House prices fell by almost 3 per cent to an average price of €268,000 as Covid-19 struck in the second quarter of the year, according to property website MyHome.ie.
The MyHome.ie/Davy property report for the three months from the end of March says that the full impact of the coronavirus pandemic on house prices may not be felt until the third quarter of 2020.
MyHome and Davy’s figures show that the asking price for houses offered for sale in the Republic over the second quarter fell 2.9 per cent on the same period in 2019, to an average of €268,000.
In Dublin, sellers sought an average of €372,000 during the second quarter, 2.6 per cent less than during the same period last year, while outside Dublin, asking prices fell 3 per cent to an average of €224,000.
Nationally, prices fell 1.5 per cent from the first to the second quarter of this year. In Dublin, the quarterly fall was 2.1 per cent, while it was 0.9 per cent outside the capital.
Conal Mac Coille, chief economist at Davy, who wrote the report, stressed that far fewer houses were offered for sale in the second quarter of this year than during the same period in 2020.
“Our price measure is based on just 3,700 new properties listed for sale over the past three months, down 64 per cent from 10,200 one year ago,” he said.

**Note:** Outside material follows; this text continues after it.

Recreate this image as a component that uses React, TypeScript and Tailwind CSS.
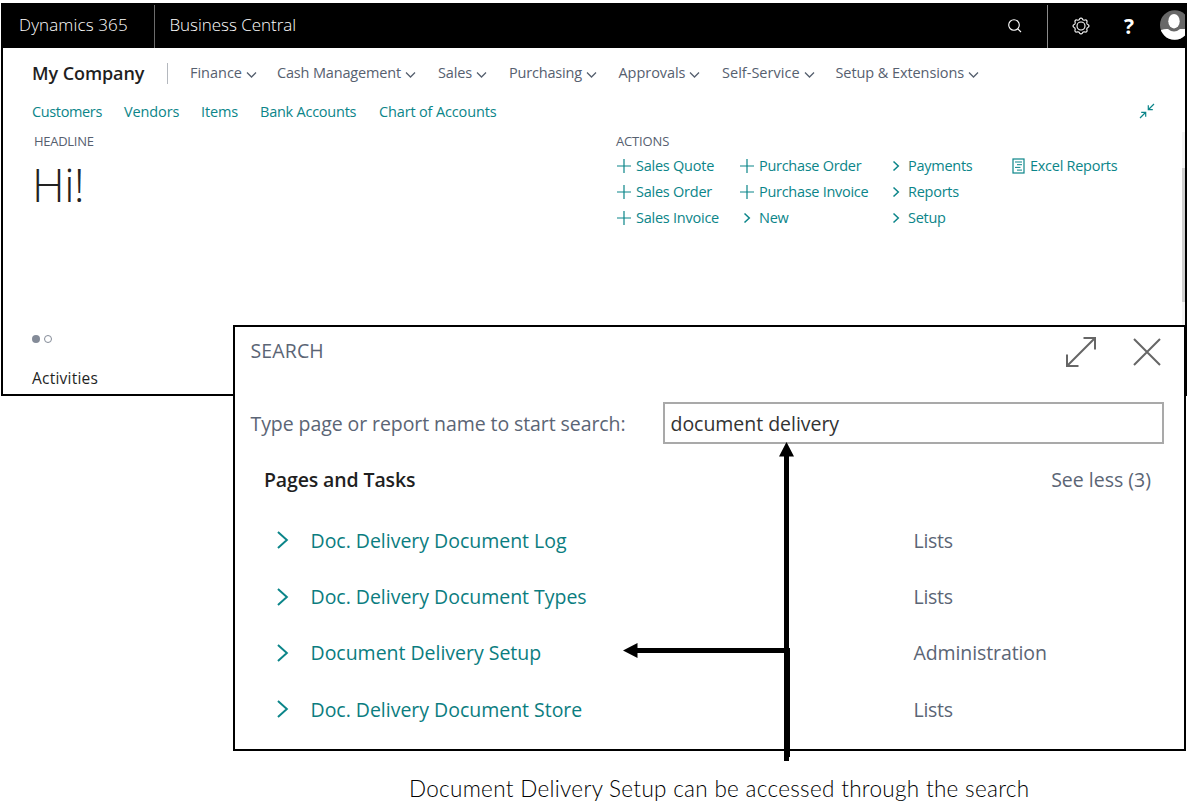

“Observed prices were therefore clearly biased towards those vendors willing to put their homes on the market despite the enormous uncertainty of the Covid-19 outbreak.”
Market prospects
Mr Mac Coille is optimistic about the property market’s prospects. “The negative impact of Covid-19 could still have a more slow burn impact on the Irish housing market than many participants anticipate,” he said.
“That said, the clear anecdotal evidence is that activity in the housing market is returning to normal levels and with greater confidence than estate agents had expected.”
Angela Keegan, managing director of MyHome.ie, predicted that the full impact of the pandemic on property prices will not emerge until the third quarter of this year.
“With activity significantly down on normal levels for most of the [second] quarter, it is perhaps not hugely surprising that we have seen prices stay relatively steady as many buyers adopt a wait-and-see approach,” she said.
Ms Keegan added that we will have a better sense of how the pandemic has affected house prices in the third quarter.